Apparently, Golden Palace will buy anything to get publicity and make it into The Morning File. Other purchases: a pair of denim jeans bearing an uncanny likeness of Keith Olbermann, host of MSNBC's "Countdown", $506; a chicken breast resembling the late Pope John Paul II, $232.50; an Australian man's frying pan bearing the likeness of Jesus Christ in burned leftover lemon mustard cream sauce, $100; a Doritos chip that looks like the Pope's mitre, $1,209; a pretzel believed to be shaped like the Virgin Mary holding the Baby Jesus, $10,600.

More memorabilia

You history buffs have a shot at an artifact that would wow your guests, particularly if they include G. Gordon Liddy. The lock that everyone's favorite "third-rate" burglars picked to get the Watergate scandal off the ground is up for auction on the Internet. Bid4Assets will try to get at least $100,000 for the lock to the Democratic National Committee's suite. No word on whether it bears a resemblance to Richard Nixon's dog, Checkers.

Thoughtful mass murderer


From the AP
• Man Buys Smoker, Finds Human Leg Inside
• Coach Stops Runaway Horse by Biting Ear
• Man Allegedly Tries to Use 'Blurry' $100
• Police Break Up Brawl at Chuck E. Cheese
• Suggestive Card Ruffles Farmer's Feathers
• Nerds to Auction Themselves to Women
• Toilet to Tap? San Jose Probes Plan
• Seattle to Allow Pygmy Goats As Pets
• Yankees Rookies Dress Up in Oz Costumes

Robert Hopkins, a cameraman, tells what it was like to spend a few days in claustrophobic luxury with Winston Churchill and Franklin Roosevelt at Yalta on Americanheritage.com. "Since it was about cocktail hour, the President repeated a ritual he regularly performed at the White House: He made a pitcher of dry martinis. As he passed a glass to Stalin, he said apologetically that a good martini really should have a twist of lemon. At six o'clock the following morning, when I came down to the main entrance hall, I was astonished to find, just outside the door to the anteroom, a huge lemon tree -- I counted some 200 pieces of fruit on it--which Stalin had ordered flown in from his native Georgia so the President could serve his martinis with a twist."

Art news

Last month, Ramune Gele, 27, gave birth to her first child in a Berlin art gallery with a dozen or so spectators on hand. Has childbirth become a spectator sport? No, but it is art. So says the father, 29-year-old musician Winfried Witt, who said before the birth "it's a gift to humanity, a once in a lifetime thing" and called the experience "an existential work of art". Easy for him to say. (Source: ananova.com)

Listen up, Winfried

Fiona McCade, columnist for the Scotsman newspaper, Edinburgh: "Very few people's ideal birth plan would feature large, drug-filled needles being stuck into their spinal cord, or having their nether regions sliced up like wafer-thin ham. In fact, I'm guessing that in a perfect world, having eight pounds of humanity dragged out through your most delicate orifice wouldn't be high on anybody's must-do list, yet these are the meagre options we have to conjure with.

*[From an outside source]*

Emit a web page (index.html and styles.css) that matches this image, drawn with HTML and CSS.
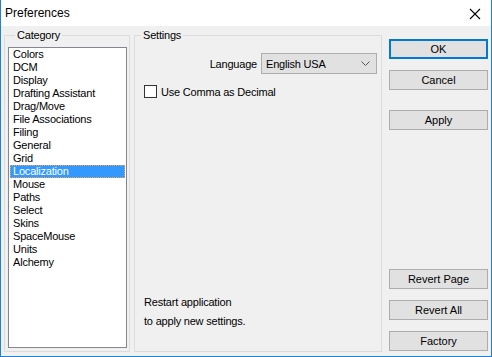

"But I've decided to say what I really want. First of all: No pain. If this is absolutely necessary, then at the very least I want a magnum of Dom Perignon to dull the sensation. In fact, forget the measly magnum -- I want to give birth in a vast bath full of the stuff, in the world's first Champagne birth. Then, I'd like Johnny Depp to be my birth partner. He seems like a sensitive kind of guy and he's already a father, so I'm sure he'd be most helpful during the birth.

"Failing Johnny, I'd accept a dozen koalas gently nuzzling me and mopping my brow, while rose petals drift down from the ceiling and Kate Bush performs an acoustic set from the corner of the flower-festooned, velvet-hung birthing suite. I'm also going to stipulate that a great deal of Swiss chocolate be kept on hand and for George Clooney to appear in a white coat and say: "Everything's going perfectly and if you don't mind me saying, I've never seen a woman look more beautiful than you do right now." Then I'll have a short nap and when I wake up, Johnny or George -- or the koalas -- will hand me a gurgling bundle of joy and express amazement that my waist measurement has already snapped back to 22 inches."